>> begin

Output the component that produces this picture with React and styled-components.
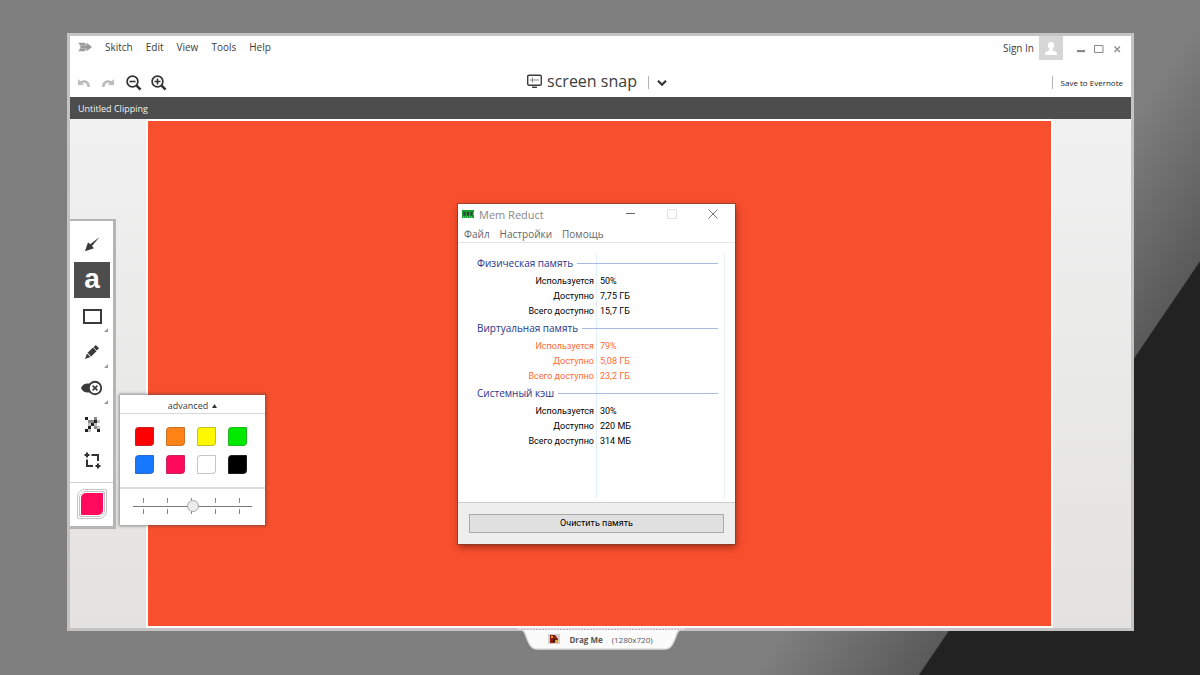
import React, { useState } from "react";
import styled, { createGlobalStyle } from "styled-components";

const GlobalStyle = createGlobalStyle`
  *,
  *::before {
    box-sizing: border-box;
  }

  body {
    margin: 0;
    font-family: "Open Sans", "Noto Sans", sans-serif;
    color: #3c3c3c;
  }

  button {
    padding: 0;
    border: 0;
    background: none;
    font: inherit;
    color: inherit;
    cursor: pointer;
  }

  svg {
    display: block;
  }
`;

const Desktop = styled.main`
  display: flex;
  flex-direction: column;
  min-height: 100vh;
  padding: 33px 66px 25px 67px;
  background: linear-gradient(
    124.2deg,
    #7f7f7f 73%,
    #5a5a5a 83%,
    #222222 83.1%
  );
`;

const AppWindow = styled.section`
  flex: 1;
  display: flex;
  flex-direction: column;
  border: 3px solid #c2c3c2;
  background: #fff;
`;

const TitleBar = styled.header`
  display: flex;
  justify-content: space-between;
  align-items: flex-start;
  height: 32px;
  padding: 0 9px 0 8px;
`;

const MenuBar = styled.nav`
  display: flex;
  align-items: center;
  gap: 13px;
  height: 22px;
  font-size: 10px;
`;

const Account = styled.div`
  display: flex;
  align-items: center;
  font-size: 10px;
`;

const Avatar = styled.span`
  display: flex;
  justify-content: center;
  align-items: center;
  width: 24px;
  height: 24px;
  margin: 0 13px 0 5px;
  background: #d6d6d6;
`;

const WindowButtons = styled.div`
  display: flex;
  align-items: center;
  gap: 8px;
  padding-top: 2px;
`;

const ToolBar = styled.div`
  display: grid;
  grid-template-columns: 1fr auto 1fr;
  align-items: center;
  height: 29px;
  padding: 0 8px;
`;

const History = styled.div`
  display: flex;
  align-items: center;
  gap: 12px;
`;

const ZoomButtons = styled.div`
  display: flex;
  gap: 9px;
`;

const SnapButton = styled.button`
  display: flex;
  align-items: center;
  gap: 5px;
  font-size: 16px;
  line-height: 24px;
  padding-bottom: 3px;
`;

const Snap = styled.div`
  display: flex;
  align-items: center;
  padding-right: 7px;
`;

const Rule = styled.span`
  width: 1px;
  height: 13px;
  margin: 0 8px 0 11px;
  background: #b4b4b4;
`;

const SaveArea = styled.div`
  display: flex;
  justify-content: flex-end;
  align-items: center;
  font-size: 8px;
  color: #222;
`;

const ClippingTitle = styled.h1`
  margin: 0;
  padding: 1px 8px 0;
  font-size: 9px;
  font-weight: 400;
  line-height: 21px;
  color: #f2f2f2;
  background: #4d4d4d;
`;

const Workspace = styled.div`
  flex: 1;
  display: grid;
  grid-template-columns: 76px 1fr 78px;
  background: linear-gradient(#f1f1f1, #e3e2e1);
`;

const Gutter = styled.div`
  padding-top: 100px;
`;

const Picture = styled.div`
  display: flex;
  justify-content: center;
  align-items: center;
  padding-right: 6px;
  border: 2px solid #fff;
  background: #f84f2e;
`;

const Tools = styled.aside`
  position: relative;
  width: 46px;
  border: 2px solid #b5b5b5;
  border-width: 2px 3px 3px 0;
  background: #fff;
`;

const ToolList = styled.div`
  display: flex;
  flex-direction: column;
  padding: 5px 3px 4px 4px;
  border-bottom: 1px solid #d0d0d0;
`;

const ToolButton = styled.button`
  position: relative;
  display: flex;
  justify-content: center;
  align-items: center;
  height: 36px;
  font-family: "Liberation Sans", Arial, sans-serif;
  font-size: 28px;
  font-weight: 700;
  line-height: 30px;
  padding-bottom: ${props => (props.$active ? 3 : 0)}px;
  color: ${props => (props.$active ? "#fff" : "#3a3a3a")};
  background: ${props => (props.$active ? "#4d4d4d" : "transparent")};

  &::after {
    content: "";
    display: ${props => (props.$more ? "block" : "none")};
    position: absolute;
    right: 2px;
    bottom: 2px;
    border: 2px solid #999;
    border-top-color: transparent;
    border-left-color: transparent;
  }
`;

const ColorButton = styled.button`
  display: block;
  width: 30px;
  height: 30px;
  margin: 6px 0 7px 7px;
  padding: 1px;
  border: 1px solid #c4c4c4;
  border-radius: 8px 1px;

  &::before {
    content: "";
    display: block;
    height: 26px;
    padding: 1px;
    border: 1px solid #c4c4c4;
    border-radius: 7px 1px;
    background: ${props => props.$color} content-box;
  }
`;

const Palette = styled.div`
  position: absolute;
  left: 50px;
  top: 174px;
  z-index: 2;
  width: 145px;
  background: #fff;
  box-shadow: 0 0 3px 1px rgba(60, 60, 60, 0.55);
`;

const AdvancedButton = styled.button`
  display: flex;
  justify-content: center;
  align-items: center;
  gap: 4px;
  width: 100%;
  height: 19px;
  padding-top: 3px;
  border-bottom: 1px solid #d8d8d8;
  font-size: 9px;
`;

const Swatches = styled.div`
  display: grid;
  grid-template-columns: repeat(4, 19px);
  gap: 9px 12px;
  padding: 13px 15px;
`;

const Swatch = styled.button`
  height: 19px;
  border: 1px solid rgba(90, 90, 90, 0.35);
  border-radius: 4px 1px;
  background: ${props => props.$color};
`;

const SizeArea = styled.div`
  padding: 9px 13px 11px;
  border-top: 2px solid #dedede;
`;

// tick marks sit above and below the track, the range input covers them
const Ticks = styled.div`
  display: flex;
  align-items: center;
  height: 16px;
  background:
    linear-gradient(#777, #777) 0 8px / 100% 1px no-repeat,
    linear-gradient(#fff, #fff) 0 5px / 100% 6px no-repeat,
    repeating-linear-gradient(90deg, #888 0 1px, transparent 1px 24px) 10px 0 /
      99px 100% no-repeat;
`;

const SizeInput = styled.input`
  appearance: none;
  width: 100%;
  height: 16px;
  margin: 0;
  background: transparent;

  &::-webkit-slider-thumb {
    appearance: none;
    width: 12px;
    height: 12px;
    border: 1px solid #aaa;
    border-radius: 50%;
    background: #ececec;
  }
`;

const MemWindow = styled.section`
  width: 277px;
  background: #fff;
  box-shadow: 0 0 0 1px rgba(130, 60, 45, 0.7), 1px 3px 7px rgba(90, 20, 0, 0.6);
`;

const MemTitle = styled.header`
  display: flex;
  align-items: center;
  height: 21px;
  padding: 0 17px 0 4px;
  font-size: 11px;
  color: #888;
`;

const MemName = styled.h2`
  flex: 1;
  margin: 0 0 0 5px;
  font-size: 11px;
  font-weight: 400;
`;

const MemControls = styled.div`
  display: flex;
  gap: 31px;
`;

const MemMenu = styled.nav`
  display: flex;
  gap: 10px;
  padding: 2px 6px 0;
  border-bottom: 1px solid #e6e6e6;
  font-size: 10px;
  line-height: 15px;
  color: #666;
`;

const MemList = styled.div`
  padding: 11px 10px 4px 18px;
`;

const MemColumns = styled.div`
  min-height: 244px;
  border-right: 1px solid #e6f1fb;
  background: linear-gradient(#e0effc, #e0effc) 120px 0 / 1px 100% no-repeat;
`;

const MemTable = styled.table`
  width: 100%;
  border-collapse: collapse;
  font-family: Roboto, "Noto Sans", sans-serif;
  font-size: 9px;
  line-height: 15px;

  th,
  td {
    padding: 0;
    font-weight: 400;
    text-align: left;
  }
`;

const GroupName = styled.span`
  display: flex;
  align-items: center;
  gap: 4px;
  height: 20px;
  margin: 0 6px 0 1px;
  font-family: "Open Sans", "Noto Sans", sans-serif;
  font-size: 10px;
  white-space: nowrap;
  color: #28348c;

  &::after {
    content: "";
    flex: 1;
    height: 1px;
    background: #a9bbdf;
  }
`;

const MemRow = styled.tr`
  color: ${props => (props.$warn ? "#ff6a35" : "#000")};

  th {
    width: 118px;
    text-align: right;
  }

  td {
    padding-left: 6px;
  }
`;

const MemFooter = styled.footer`
  padding: 11px 11px 11px;
  border-top: 1px solid #cfcfcf;
  background: #eee;
`;

const CleanButton = styled.button`
  display: block;
  width: 100%;
  height: 19px;
  border: 1px solid #a9a9a9;
  background: #e0e0e0;
  font-family: Roboto, "Noto Sans", sans-serif;
  font-size: 9px;
  color: #000;
`;

const DragTab = styled.footer`
  position: relative;
  display: flex;
  justify-content: center;
  align-items: center;
  align-self: center;
  gap: 9px;
  width: 168px;
  height: 22px;
  margin-top: -3px;
  font-size: 8px;
  color: #555;
`;

const TabShape = styled.svg`
  position: absolute;
  inset: 0;
`;

const DragLabel = styled.strong`
  position: relative;
`;

const DragSize = styled.span`
  position: relative;
`;

const DragThumb = styled.svg`
  position: relative;
`;

const BrandIcon = () => (
  <svg width="14" height="10" viewBox="0 0 14 10" fill="#999">
    <path d="M0 .7h6.500L9 3.500 8.300 .5 14 5 8.300 9.500 9 6.500 6.500 9.300H0L2.500 6.500H1.200L3 5 1.200 3.500h1.300z" />
    <path d="M2.500 3.400H8M2.500 6.600H8" stroke="#ddd" strokeWidth=".5" />
  </svg>
);

const UndoIcon = ({ flip }) => (
  <svg width="12" height="10" viewBox="0 0 12 10" fill="#bcbcbc">
    <path
      transform={flip ? "translate(12 0) scale(-1 1)" : undefined}
      d="M0 1v6h6.200L4.300 5.200c2.600-1 4.600.2 5.200 3.800H12C12 3.500 7.500 .5 2.300 3.200z"
    />
  </svg>
);

const ZoomIcon = ({ plus }) => (
  <svg width="16" height="16" viewBox="0 0 16 16" fill="none" stroke="#333">
    <circle cx="6.500" cy="6.500" r="5.400" strokeWidth="1.700" />
    <path d="M10.600 10.600l4 4" strokeWidth="2.600" />
    <path d={plus ? "M3.500 6.500h6M6.500 3.500v6" : "M3.500 6.500h6"} strokeWidth="1.600" />
  </svg>
);

const ScreenIcon = () => (
  <svg width="15" height="14" viewBox="0 0 15 14" fill="none" stroke="#3c3c3c">
    <rect x=".7" y="1.200" width="13.600" height="10" rx="1.200" strokeWidth="1.400" />
    <path d="M5 13.300h5" strokeWidth="1.400" />
    <path d="M5.500 3.500v5M3 6h9" stroke="#888" strokeWidth="1" />
  </svg>
);

const toolIcons = {
  arrow: (
    <svg width="16" height="16" viewBox="0 0 16 16" fill="#3a3a3a">
      <path d="M15.500 1L8 10l2 2.300-9 3 3-9L6.200 8.200z" />
    </svg>
  ),
  rect: (
    <svg width="19" height="15" viewBox="0 0 19 15" fill="none" stroke="#3a3a3a">
      <rect x="1" y="1" width="17" height="13" strokeWidth="2" />
    </svg>
  ),
  marker: (
    <svg width="16" height="16" viewBox="0 0 16 16" fill="#3a3a3a">
      <path d="M11.800 1L15 4.200l-2.200 2.200-3.300-3.200zM9 3.600l3.500 3.600-5.300 5.300-3.700-3.700zM3 9.500l3.500 3.500L1 15z" />
    </svg>
  ),
  stamp: (
    <svg width="22" height="16" viewBox="0 0 22 16" fill="#3a3a3a">
      <path d="M0 8c2-4.500 5-4.500 9-4.500v9C5 12.500 2 12.500 0 8z" />
      <circle cx="14" cy="8" r="6.200" fill="#fff" stroke="#3a3a3a" strokeWidth="1.900" />
      <path d="M11.600 5.600l4.800 4.800M16.400 5.600l-4.800 4.800" stroke="#3a3a3a" strokeWidth="1.600" />
    </svg>
  ),
  pixelate: (
    <svg width="15" height="15" viewBox="0 0 15 15" fill="#222">
      <path d="M0 0h3v3H0zM6 6h3v3H6zM3 9h3v3H3zM12 12h3v3h-3zM9 3h3v3H9zM0 12h3v3H0z" />
      <path d="M3 3h3v3H3zM9 0h3v3H9zM6 3h3v3H6zM9 9h3v3H9z" fill="#888" />
      <path d="M3 6h3v3H3zM12 3h3v3h-3zM9 6h3v3H9zM3 12h3v3H3zM12 9h3v3h-3z" fill="#c4c4c4" />
    </svg>
  ),
  crop: (
    <svg width="17" height="17" viewBox="0 0 17 17" fill="none" stroke="#333" strokeWidth="2">
      <path d="M3 .5v5M.5 3h5M7.500 3H14v6M3 7.500V14h6M14 11.500v5M11.500 14h5" />
    </svg>
  )
};

const tools = [
  { name: "arrow" },
  { name: "text" },
  { name: "rect", more: true },
  { name: "marker", more: true },
  { name: "stamp", more: true },
  { name: "pixelate" },
  { name: "crop" }
];

const colors = [
  "#ff0000",
  "#ff8214",
  "#fff800",
  "#00ea00",
  "#1677ff",
  "#ff0a5c",
  "#ffffff",
  "#000000"
];

const groups = [
  {
    name: "Физическая память",
    rows: [["Используется", "50%"], ["Доступно", "7,75 ГБ"], ["Всего доступно", "15,7 ГБ"]]
  },
  {
    name: "Виртуальная память",
    warn: true,
    rows: [["Используется", "79%"], ["Доступно", "5,08 ГБ"], ["Всего доступно", "23,2 ГБ"]]
  },
  {
    name: "Системный кэш",
    rows: [["Используется", "30%"], ["Доступно", "220 МБ"], ["Всего доступно", "314 МБ"]]
  }
];

const Header = () => (
  <>
    <TitleBar>
      <MenuBar>
        <BrandIcon />
        {["Skitch", "Edit", "View", "Tools", "Help"].map(item => (
          <button key={item}>{item}</button>
        ))}
      </MenuBar>
      <Account>
        <button>Sign In</button>
        <Avatar>
          <svg width="12" height="13" viewBox="0 0 12 13" fill="#fff">
            <path d="M6 0c2 0 3.200 1.300 3.200 3.300 0 1.800-.8 3-1.700 3.600v1.400c1.500.7 4.500 1.200 4.500 3.400V13H0v-1.300c0-2.200 3-2.700 4.500-3.400V6.900C3.600 6.300 2.800 5.100 2.800 3.300 2.800 1.300 4 0 6 0z" />
          </svg>
        </Avatar>
        <WindowButtons>
          <button aria-label="Minimize">
            <svg width="10" height="10" viewBox="0 0 10 10" fill="#888">
              <path d="M1 6h8v2.200H1z" />
            </svg>
          </button>
          <button aria-label="Maximize">
            <svg width="10" height="10" viewBox="0 0 10 10" fill="none" stroke="#888">
              <path d="M.5 1.500h8.500v7H.5z" />
            </svg>
          </button>
          <button aria-label="Close">
            <svg width="10" height="10" viewBox="0 0 10 10" stroke="#888" strokeWidth="1.200">
              <path d="M2.500 2.500l5.500 5.500M8 2.500L2.500 8" />
            </svg>
          </button>
        </WindowButtons>
      </Account>
    </TitleBar>
    <ToolBar>
      <History>
        <button aria-label="Undo"><UndoIcon /></button>
        <button aria-label="Redo"><UndoIcon flip /></button>
        <ZoomButtons>
          <button aria-label="Zoom out"><ZoomIcon /></button>
          <button aria-label="Zoom in"><ZoomIcon plus /></button>
        </ZoomButtons>
      </History>
      <Snap>
        <SnapButton>
          <ScreenIcon />
          screen snap
        </SnapButton>
        <Rule />
        <button aria-label="Snap options">
          <svg width="10" height="8" viewBox="0 0 10 8" fill="none" stroke="#333" strokeWidth="2.200">
            <path d="M1 1.800l4 4 4-4" />
          </svg>
        </button>
      </Snap>
      <SaveArea>
        <Rule />
        <button>Save to Evernote</button>
      </SaveArea>
    </ToolBar>
  </>
);

const ColorPalette = props => {
  const [size, setSize] = useState(3);

  return (
    <Palette>
      <AdvancedButton>
        advanced
        <svg width="5" height="4" viewBox="0 0 5 4" fill="#333">
          <path d="M2.500 0L5 4H0z" />
        </svg>
      </AdvancedButton>
      <Swatches>
        {colors.map(color => (
          <Swatch
            key={color}
            $color={color}
            aria-label={color}
            onClick={() => props.handlePick(color)}
          />
        ))}
      </Swatches>
      <SizeArea>
        <Ticks>
          <SizeInput
            type="range"
            min="1"
            max="5"
            aria-label="Size"
            value={size}
            onChange={e => setSize(Number(e.target.value))}
          />
        </Ticks>
      </SizeArea>
    </Palette>
  );
};

const ToolPanel = () => {
  const [active, setActive] = useState("text");
  const [color, setColor] = useState("#ff0a5c");

  return (
    <Tools>
      <ToolList>
        {tools.map(tool => (
          <ToolButton
            key={tool.name}
            aria-label={tool.name}
            $active={tool.name === active}
            $more={tool.more}
            onClick={() => setActive(tool.name)}
          >
            {toolIcons[tool.name] || "a"}
          </ToolButton>
        ))}
      </ToolList>
      <ColorButton $color={color} aria-label="Color" />
      <ColorPalette handlePick={setColor} />
    </Tools>
  );
};

const MemReduct = () => (
  <MemWindow>
    <MemTitle>
      <svg width="12" height="8" viewBox="0 0 12 8">
        <path d="M0 0h12v3l-1 1 1 1v3H0z" fill="#18a030" />
        <path d="M1.500 2h2v3.500h-2zM5 2h2v3.500H5zM8.500 2h2v3.500h-2z" fill="#3b3b3b" />
        <path d="M1 7h10" stroke="#8fe08f" strokeDasharray="1 1" />
      </svg>
      <MemName>Mem Reduct</MemName>
      <MemControls>
        <button aria-label="Свернуть">
          <svg width="10" height="10" viewBox="0 0 10 10" stroke="#666">
            <path d="M0 4.500h9" />
          </svg>
        </button>
        <button aria-label="Развернуть">
          <svg width="10" height="10" viewBox="0 0 10 10" fill="none" stroke="#e2e2e2">
            <path d="M.5 .5h9v9h-9z" />
          </svg>
        </button>
        <button aria-label="Закрыть">
          <svg width="10" height="10" viewBox="0 0 10 10" stroke="#777">
            <path d="M.5 .5l9 9M9.500 .5l-9 9" />
          </svg>
        </button>
      </MemControls>
    </MemTitle>
    <MemMenu>
      {["Файл", "Настройки", "Помощь"].map(item => (
        <button key={item}>{item}</button>
      ))}
    </MemMenu>
    <MemList>
      <MemColumns>
        <MemTable>
          {groups.map(group => (
            <tbody key={group.name}>
              <tr>
                <th colSpan="2" scope="rowgroup">
                  <GroupName>{group.name}</GroupName>
                </th>
              </tr>
              {group.rows.map(([label, value]) => (
                <MemRow key={label} $warn={group.warn}>
                  <th scope="row">{label}</th>
                  <td>{value}</td>
                </MemRow>
              ))}
            </tbody>
          ))}
        </MemTable>
      </MemColumns>
    </MemList>
    <MemFooter>
      <CleanButton>Очистить память</CleanButton>
    </MemFooter>
  </MemWindow>
);

const App = () => (
  <Desktop>
    <GlobalStyle />
    <AppWindow>
      <Header />
      <ClippingTitle>Untitled Clipping</ClippingTitle>
      <Workspace>
        <Gutter>
          <ToolPanel />
        </Gutter>
        <Picture>
          <MemReduct />
        </Picture>
      </Workspace>
    </AppWindow>
    <DragTab>
      <TabShape width="168" height="22" viewBox="0 0 168 22">
        <path
          d="M0 .5C9 1 8 7 11 13c2 5 4 8 9 8h128c5 0 7-3 9-8 3-6 2-12 11-12.500z"
          fill="#fbfbfb"
          stroke="#dcdcdc"
          strokeWidth="1.500"
        />
        <path d="M4 1.500h160" stroke="#b8b8b8" strokeDasharray="2 1" />
      </TabShape>
      <DragThumb width="12" height="10" viewBox="0 0 12 10">
        <path d="M0 0h12v10H0z" fill="#d5d0cc" />
        <path d="M2 1h5l3 4v4H2z" fill="#8c1c12" />
        <path d="M3 2h2v2H3zM7 6h3v3H7z" fill="#f0a020" />
        <path d="M5 5h2v3H5z" fill="#222" />
      </DragThumb>
      <DragLabel>Drag Me</DragLabel>
      <DragSize>(1280x720)</DragSize>
    </DragTab>
  </Desktop>
);

export default App;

>> end

▶ [STATED PROBLEM] List all lines in the material containing the string "React".

▶ [FINAL RESULT]
Output the component that produces this picture with React and styled-components.
import React, { useState } from "react";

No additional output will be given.